CSX engineer Christopher Pigula.

CSX conductors carry a tablet computer connected to CSX’s “On-Board

Work Order” system (the “OBWO”). Conductors use the OBWO to record tasks,

such as the placement of cars, as they are completed; information from the

OBWO is relayed to an internal customer service center and is ultimately made

available to CSX’s customers, who use it to track their orders, much as a typical

consumer might use the tracking services offered by the Postal Service and

similar private couriers to monitor the status of a shipment. The OBWO is not

mandated by federal law, and CSX does not use the OBWO on all of its trains.

Further, while Ziparo and others testified that CSX employees use the OBWO to

locate train cars, there is no evidence that its use for that purpose is anything

other than a convenience. There is also no evidence that CSX itself uses the

OBWO as a primary means of monitoring the location of train cars or for any

5 other safety-related purpose. See, e.g., J. App’x at 669-70 (describing use of the

OBWO only for logistical and tracking purposes).1

In addition to providing information to CSX’s customers, the OBWO

provides valuable information to CSX by permitting it to track the productivity of

its employees. Trainmasters, who are ultimately responsible for overseeing the

work of employees in each trainyard, are rewarded with bonuses for meeting

certain performance goals as reflected in OBWO data. Such bonuses are not paid

to conductors or other lower-level employees.

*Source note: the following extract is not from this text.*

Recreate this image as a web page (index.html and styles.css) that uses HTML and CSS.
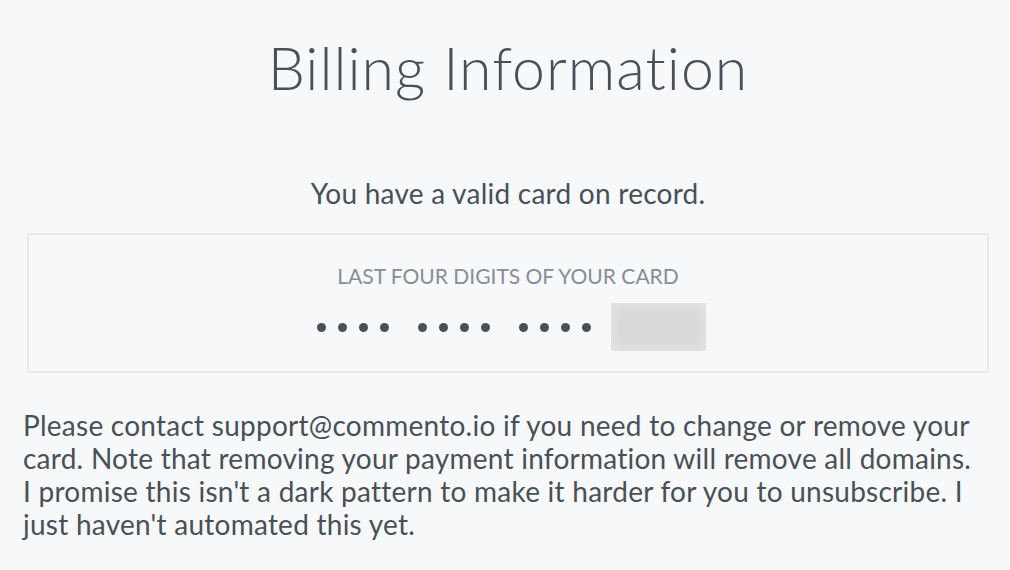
FILE: index.html
```html
<!DOCTYPE html>
<html>
<head>
<meta charset="utf-8">
<link rel="stylesheet" href="styles.css">
</head>
<body>
<main class="page">
  <h1 class="title">Billing Information</h1>
  <p class="status">You have a valid card on record.</p>
  <section class="card">
    <div class="label">LAST FOUR DIGITS OF YOUR CARD</div>
    <div class="digits">
      <span class="group"><i class="dot"></i><i class="dot"></i><i class="dot"></i><i class="dot"></i></span>
      <span class="group"><i class="dot"></i><i class="dot"></i><i class="dot"></i><i class="dot"></i></span>
      <span class="group"><i class="dot"></i><i class="dot"></i><i class="dot"></i><i class="dot"></i></span>
      <span class="blur"></span>
    </div>
  </section>
  <p class="note">Please contact support@commento.io if you need to change or remove your card. Note that removing your payment information will remove all domains. I promise this isn't a dark pattern to make it harder for you to unsubscribe. I just haven't automated this yet.</p>
</main>
</body>
</html>
```
FILE: styles.css
```css
html, body {
  margin: 0;
  background: #f7f8fa;
}
body {
  font-family: Lato, "Noto Sans", sans-serif;
  font-variant-ligatures: none;
  color: #495057;
}
.page {
  width: 1010px;
  height: 570px;
  box-sizing: border-box;
  padding: 0 17px 0 23px;
  overflow: hidden;
}
.title {
  margin: 0;
  padding-top: 28px;
  text-align: center;
  font-weight: 300;
  font-size: 59px;
  letter-spacing: 1px;
  line-height: 80px;
}
.status {
  margin: 0;
  padding-top: 69px;
  text-align: center;
  font-size: 28px;
  letter-spacing: 0.25px;
  line-height: 32px;
}
.card {
  margin: 24px 4px 0;
  height: 140px;
  box-sizing: border-box;
  border: 2px solid #e6e8eb;
  border-radius: 3px;
  padding-top: 27px;
}
.label {
  text-align: center;
  font-size: 21px;
  line-height: 28px;
  color: #868e96;
}
.digits {
  display: flex;
  justify-content: center;
  align-items: center;
  margin-top: 13px;
  padding-left: 6px;
}
.group {
  display: flex;
  gap: 12px;
  margin-right: 29px;
}
.group:nth-child(3) {
  margin-right: 20px;
}
.dot {
  width: 9px;
  height: 9px;
  border-radius: 50%;
  background: #495057;
}
.blur {
  width: 95px;
  height: 48px;
  background: #d8d9db;
  box-shadow: inset 0 0 8px 4px #e2e3e5;
}
.note {
  margin: 36px 0 0;
  padding-right: 14px;
  font-size: 28px;
  letter-spacing: 0.25px;
  line-height: 33px;
}
```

1 Lacy stated in his affidavit that “[f]irst responders, such as police and fire departments, CSX, and CSX’s customers rely on the information in the OBWO for the location of train cars in any train emergency, including an emergency involving hazardous materials.” J. App’x at 847 (emphasis added). More specifically, Lacy suggested in his deposition testimony that the OBWO is one medium through which an employee might obtain documentation helpful to first responders:

[W]hen you depart on the [OBWO], it gives you a printed hard copy of your work order. And that printed hard copy you can use in the case of any derailments or anything like that.